§ Work to be completed:
Return every line below as is, leaving out the pictures.

* Begin *

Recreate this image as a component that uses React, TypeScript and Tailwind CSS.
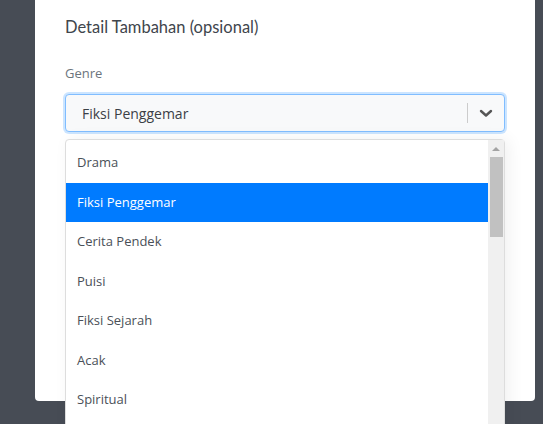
import React from "react";

const items = ["Drama", "Fiksi Penggemar", "Cerita Pendek", "Puisi", "Fiksi Sejarah", "Acak", "Spiritual"];

export default function App() {
  return (
    <div className="relative h-[424px] w-[543px] overflow-hidden bg-[#474c55]" style={{ fontFamily: '"Open Sans", sans-serif' }}>
      <div className="relative ml-[35px] h-[401px] w-[500px] rounded-b-[4px] bg-white px-[30px] pt-[16px]">
        <h2 className="text-[16.5px] font-normal leading-[22px] text-[#40454c]" style={{ fontFamily: 'Lato, "Open Sans", sans-serif' }}>
          Detail Tambahan (opsional)
        </h2>
        <div className="mt-[25px] text-[13px] leading-[20px] text-[#6c757d]">Genre</div>
        <div className="mt-[11px] flex h-[38px] w-[440px] items-center rounded-[4px] border border-[#80bdff] bg-[#f8f9fa] shadow-[0_0_0_2px_rgba(0,123,255,0.2)]">
          <span className="flex-1 pl-[16px] text-[14px] text-[#3b4046]">Fiksi Penggemar</span>
          <span className="h-[20px] w-px bg-[#cccccc]" />
          <span className="flex w-[36px] items-center justify-center">
            <svg width="14" height="9" viewBox="0 0 14 9">
              <path d="M2 2 L7 6.5 L12 2" fill="none" stroke="#555" strokeWidth="2.4" strokeLinecap="round" strokeLinejoin="round" />
            </svg>
          </span>
        </div>
        <div className="absolute left-[30px] top-[139px] flex h-[300px] w-[440px] rounded-t-[4px] border border-[#dddddd] bg-white shadow-[4px_0_16px_rgba(0,0,0,0.06)]">
          <ul className="flex-1 pt-[3px]">
            {items.map((it) => (
              <li
                key={it}
                className={`flex h-[39.5px] items-center pl-[11px] text-[13px] ${
                  it === "Fiksi Penggemar" ? "bg-[#007bff] text-white" : "text-[#4a5058]"
                }`}
              >
                {it}
              </li>
            ))}
          </ul>
          <div className="flex w-[16px] flex-col items-center bg-[#f0f0f0]">
            <div className="mt-[7px] h-0 w-0 border-x-[4px] border-b-[4px] border-x-transparent border-b-[#a3a3a3]" />
            <div className="mt-[6px] h-[80px] w-[13px] bg-[#c1c1c1]" />
          </div>
        </div>
      </div>
    </div>
  );
}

* End *

§ Answer in full:
Recreate this image as a component that uses React, TypeScript and Tailwind CSS.
import React from "react";

const items = ["Drama", "Fiksi Penggemar", "Cerita Pendek", "Puisi", "Fiksi Sejarah", "Acak", "Spiritual"];

export default function App() {
  return (
    <div className="relative h-[424px] w-[543px] overflow-hidden bg-[#474c55]" style={{ fontFamily: '"Open Sans", sans-serif' }}>
      <div className="relative ml-[35px] h-[401px] w-[500px] rounded-b-[4px] bg-white px-[30px] pt-[16px]">
        <h2 className="text-[16.5px] font-normal leading-[22px] text-[#40454c]" style={{ fontFamily: 'Lato, "Open Sans", sans-serif' }}>
          Detail Tambahan (opsional)
        </h2>
        <div className="mt-[25px] text-[13px] leading-[20px] text-[#6c757d]">Genre</div>
        <div className="mt-[11px] flex h-[38px] w-[440px] items-center rounded-[4px] border border-[#80bdff] bg-[#f8f9fa] shadow-[0_0_0_2px_rgba(0,123,255,0.2)]">
          <span className="flex-1 pl-[16px] text-[14px] text-[#3b4046]">Fiksi Penggemar</span>
          <span className="h-[20px] w-px bg-[#cccccc]" />
          <span className="flex w-[36px] items-center justify-center">
            <svg width="14" height="9" viewBox="0 0 14 9">
              <path d="M2 2 L7 6.5 L12 2" fill="none" stroke="#555" strokeWidth="2.4" strokeLinecap="round" strokeLinejoin="round" />
            </svg>
          </span>
        </div>
        <div className="absolute left-[30px] top-[139px] flex h-[300px] w-[440px] rounded-t-[4px] border border-[#dddddd] bg-white shadow-[4px_0_16px_rgba(0,0,0,0.06)]">
          <ul className="flex-1 pt-[3px]">
            {items.map((it) => (
              <li
                key={it}
                className={`flex h-[39.5px] items-center pl-[11px] text-[13px] ${
                  it === "Fiksi Penggemar" ? "bg-[#007bff] text-white" : "text-[#4a5058]"
                }`}
              >
                {it}
              </li>
            ))}
          </ul>
          <div className="flex w-[16px] flex-col items-center bg-[#f0f0f0]">
            <div className="mt-[7px] h-0 w-0 border-x-[4px] border-b-[4px] border-x-transparent border-b-[#a3a3a3]" />
            <div className="mt-[6px] h-[80px] w-[13px] bg-[#c1c1c1]" />
          </div>
        </div>
      </div>
    </div>
  );
}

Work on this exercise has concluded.